Siz istifa edeceksiniz ama o arkadaşınız halen çalışıyor olacak.  Genellikle olanı budur.

Kötü müşteri deneyimlerini dinlemek size ne yapacak ki diyebilirsiniz ama unuttuğunuz bir şey var. Gün içinde size 3 kişi gelip neyin var çok soluk duruyor yüzün derse bir anda kendinizi buna inandırırsınız. Kötü müşteri deneyimlerini dinlemek size büyük bir stres, ön yargı ve öğrenilmiş çaresizlik duygularını yükler. Sizin için artık her müşteri kötüdür algısı oluşturur ve her görüşme öncesi bunun stresi sizi yer bitirir. Bunlar ise başarılı olduğunuz işte artık başarısız olmaya başlarsınız.

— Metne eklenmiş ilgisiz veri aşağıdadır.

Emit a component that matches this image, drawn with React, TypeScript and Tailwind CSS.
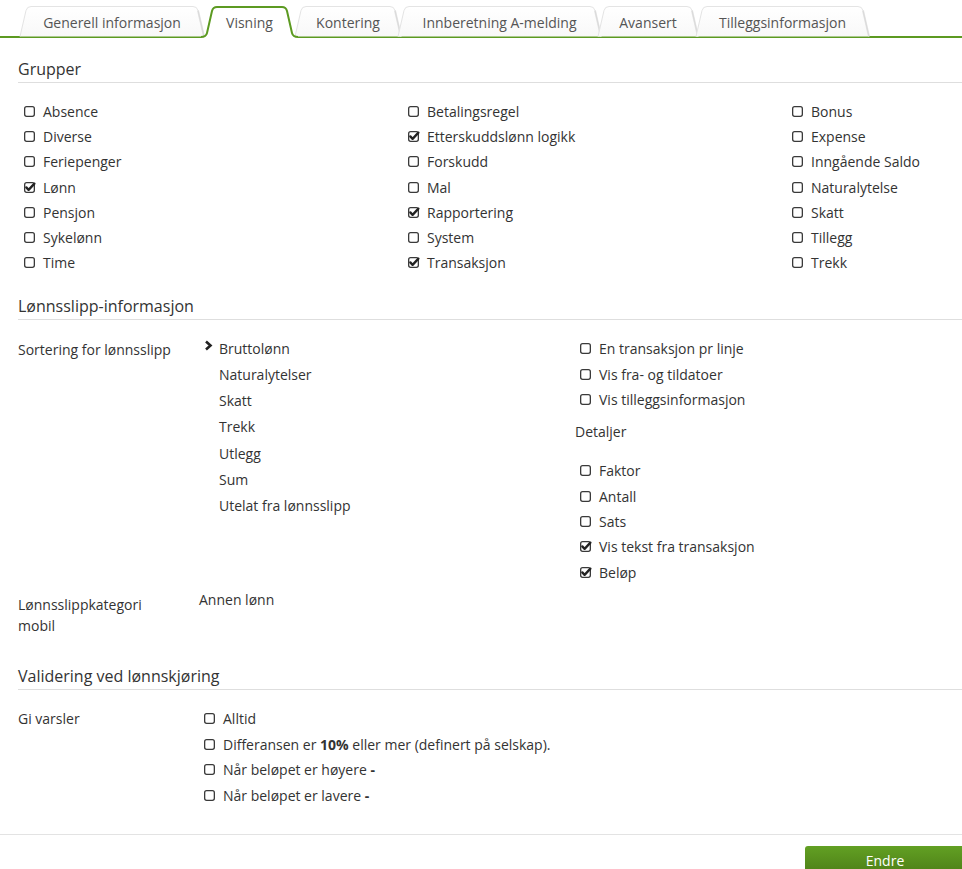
import React from "react";

type TabDef = { label: string; width: number; cls: string; active?: boolean };

const tabs: TabDef[] = [
  { label: "Generell informasjon", width: 184, cls: "w-[184px]" },
  { label: "Visning", width: 97, cls: "w-[97px] -ml-[3px]", active: true },
  { label: "Kontering", width: 106, cls: "w-[106px] -ml-[3px]" },
  { label: "Innberetning A-melding", width: 203, cls: "w-[203px] -ml-[3px]" },
  { label: "Avansert", width: 100, cls: "w-[100px] -ml-[3px]" },
  { label: "Tilleggsinformasjon", width: 173, cls: "w-[173px] -ml-[2px]" },
];

const groups: [string, boolean][][] = [
  [
    ["Absence", false],
    ["Diverse", false],
    ["Feriepenger", false],
    ["Lønn", true],
    ["Pensjon", false],
    ["Sykelønn", false],
    ["Time", false],
  ],
  [
    ["Betalingsregel", false],
    ["Etterskuddslønn logikk", true],
    ["Forskudd", false],
    ["Mal", false],
    ["Rapportering", true],
    ["System", false],
    ["Transaksjon", true],
  ],
  [
    ["Bonus", false],
    ["Expense", false],
    ["Inngående Saldo", false],
    ["Naturalytelse", false],
    ["Skatt", false],
    ["Tillegg", false],
    ["Trekk", false],
  ],
];

const sortOrder = ["Bruttolønn", "Naturalytelser", "Skatt", "Trekk", "Utlegg", "Sum", "Utelat fra lønnsslipp"];

function TabShape({ width, active }: { width: number; active?: boolean }) {
  const w = width;
  if (active) {
    const edge = `M0,31 Q5,31 6,27 L11,5 Q12,1 16,1 L${w - 16},1 Q${w - 12},1 ${w - 11},5 L${w - 6},27 Q${w - 5},31 ${w},31`;
    return (
      <svg width={w} height={33} className="absolute left-0 top-0 overflow-visible">
        <path d={`${edge} L${w},33 L0,33 Z`} fill="#ffffff" />
        <path d={edge} fill="none" stroke="#5c9a21" strokeWidth="2" />
      </svg>
    );
  }
  const edge = `M0,30.5 L6,4.5 Q7,0.5 11,0.5 L${w - 11},0.5 Q${w - 7},0.5 ${w - 6},4.5 L${w},30.5`;
  return (
    <svg width={w} height={31} className="absolute left-0 top-0 overflow-visible">
      <defs>
        <linearGradient id="tabfill" x1="0" y1="0" x2="0" y2="1">
          <stop offset="0" stopColor="#ffffff" />
          <stop offset="1" stopColor="#f8f8f8" />
        </linearGradient>
      </defs>
      <path d={`${edge} Z`} fill="url(#tabfill)" />
      <path d={edge} fill="none" stroke="#e4e4e4" strokeWidth="1" />
      <path d={`M${w - 6},4.5 L${w},30.5`} fill="none" stroke="#d4d4d4" strokeWidth="2" opacity="0.6" />
    </svg>
  );
}

function Tab({ tab }: { tab: TabDef }) {
  return (
    <div className={`relative h-[30px] shrink-0 flex items-center justify-center ${tab.cls} ${tab.active ? "z-10" : ""}`}>
      <TabShape width={tab.width} active={tab.active} />
      <span className="relative text-[14px] text-[#555] pt-[2px]">{tab.label}</span>
    </div>
  );
}

function Box({ checked }: { checked?: boolean }) {
  return (
    <svg width="11" height="11" viewBox="0 0 11 11" className="shrink-0 overflow-visible">
      <rect x="0.65" y="0.65" width="9.7" height="9.7" rx="2" fill="#fff" stroke="#3a3a3a" strokeWidth="1.3" />
      {checked && (
        <path d="M2.3 5.4 L4.6 7.9 L10.4 1.6" fill="none" stroke="#222" strokeWidth="2.3" strokeLinecap="round" strokeLinejoin="round" />
      )}
    </svg>
  );
}

function Check({ label, checked, h = "h-[25.2px]" }: { label: React.ReactNode; checked?: boolean; h?: string }) {
  return (
    <div className={`flex items-center gap-[8px] whitespace-nowrap ${h}`}>
      <Box checked={checked} />
      <span>{label}</span>
    </div>
  );
}

function Heading({ children, extra = "" }: { children: React.ReactNode; extra?: string }) {
  return (
    <div className={`pt-[19px] pb-[1px] leading-[24px] text-[16px] text-[#333] border-b border-[#dedede] ${extra}`}>
      {children}
    </div>
  );
}

export default function App() {
  return (
    <div className="h-[869px] w-full overflow-hidden bg-white font-['Open_Sans',sans-serif] text-[14px] text-[#333]">
      {/* tabs */}
      <div className="flex pt-[6px] pl-[20px] border-b-2 border-[#5c9a21]">
        {tabs.map((t) => (
          <Tab key={t.label} tab={t} />
        ))}
      </div>

      <div className="pl-[18px]">
        <Heading>Grupper</Heading>

        <div className="flex mt-[16px] pl-[6px]">
          {groups.map((col, i) => (
            <div key={i} className="w-[384px] shrink-0 flex flex-col">
              {col.map(([label, checked]) => (
                <Check key={label} label={label} checked={checked} />
              ))}
            </div>
          ))}
        </div>

        <Heading>Lønnsslipp-informasjon</Heading>

        <div className="flex mt-[15px]">
          <div className="w-[181px] shrink-0 pt-[2px] leading-[26px]">Sortering for lønnsslipp</div>
          <div className="w-[376px] shrink-0 flex flex-col">
            {sortOrder.map((item, i) => (
              <div key={item} className="flex h-[26.2px] items-center">
                <div className="w-[20px] shrink-0 flex items-center pl-[5px]">
                  {i === 0 && (
                    <svg width="9" height="11" viewBox="0 0 9 11" className="-mt-[5px]">
                      <path d="M2 1.5 L6.5 5.5 L2 9.5" fill="none" stroke="#222" strokeWidth="2.6" strokeLinejoin="miter" />
                    </svg>
                  )}
                </div>
                <span>{item}</span>
              </div>
            ))}
          </div>
          <div className="flex flex-col pt-[1px]">
            <div className="pl-[5px]">
              <Check label="En transaksjon pr linje" h="h-[25.3px]" />
              <Check label="Vis fra- og tildatoer" h="h-[25.3px]" />
              <Check label="Vis tilleggsinformasjon" h="h-[25.3px]" />
            </div>
            <div className="mt-[8px] leading-[24px]">Detaljer</div>
            <div className="pl-[5px] mt-[14px]">
              <Check label="Faktor" h="h-[25.3px]" />
              <Check label="Antall" h="h-[25.3px]" />
              <Check label="Sats" h="h-[25.3px]" />
              <Check label="Vis tekst fra transaksjon" checked h="h-[25.3px]" />
              <Check label="Beløp" checked h="h-[25.3px]" />
            </div>
          </div>
        </div>

        <div className="flex mt-[4px]">
          <div className="w-[181px] shrink-0 pr-[20px] pt-[5px] leading-[21px]">Lønnsslippkategori mobil</div>
          <div className="leading-[21px]">Annen lønn</div>
        </div>

        <Heading extra="mt-[9px]">Validering ved lønnskjøring</Heading>

        <div className="flex mt-[16px]">
          <div className="w-[181px] shrink-0 leading-[25.6px]">Gi varsler</div>
          <div className="flex flex-col pl-[5px]">
            <Check label="Alltid" h="h-[25.6px]" />
            <Check
              label={
                <>
                  Differansen er <b className="font-bold">10%</b> eller mer (definert på selskap).
                </>
              }
              h="h-[25.6px]"
            />
            <Check
              label={
                <>
                  Når beløpet er høyere <b className="font-bold">-</b>
                </>
              }
              h="h-[25.6px]"
            />
            <Check
              label={
                <>
                  Når beløpet er lavere <b className="font-bold">-</b>
                </>
              }
              h="h-[25.6px]"
            />
          </div>
        </div>
      </div>

      <div className="mt-[26px] border-t border-[#e3e3e3]">
        <div className="flex pl-[805px] mt-[11px]">
          <button className="w-[160px] h-[30px] shrink-0 rounded-tl-[3px] bg-gradient-to-b from-[#62a023] to-[#4c7d17] text-white text-[14px] leading-[30px] text-center">
            Endre
          </button>
        </div>
      </div>
    </div>
  );
}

Kötülüğe inanmak basittir, çünkü kendini sorgulatmaz. Başkasının başarısı ise konuşmayacak kadar değersizdir hayatlarımızda. Konuşulması gerektiğinde kendi başarılarınız tatlı gelirken, başkalarının dedikodularını yapmak daha tatlı gelir.

Nasıl Korunursunuz?

Ben sadece işimi yapıyorum, ve bana şikayet için gelen biri olduğunda onu kıramayacağımı biliyorsam sadece dinlerim ve asla yorum yapmam. Yakın bir arkadaşım değilse kesinlikle ilgili birime yönlendiririm, psikolog, İk vb..

Şunu unutmayalım ki “Pusulanın doğru göstermesini mi istiyorsun o halde onu mıknatıslardan koru” Goethe

Doğru düşünmek, doğru iletişim kurmak istiyorsanız beyninizi olumsuzluklardan korumalısınız.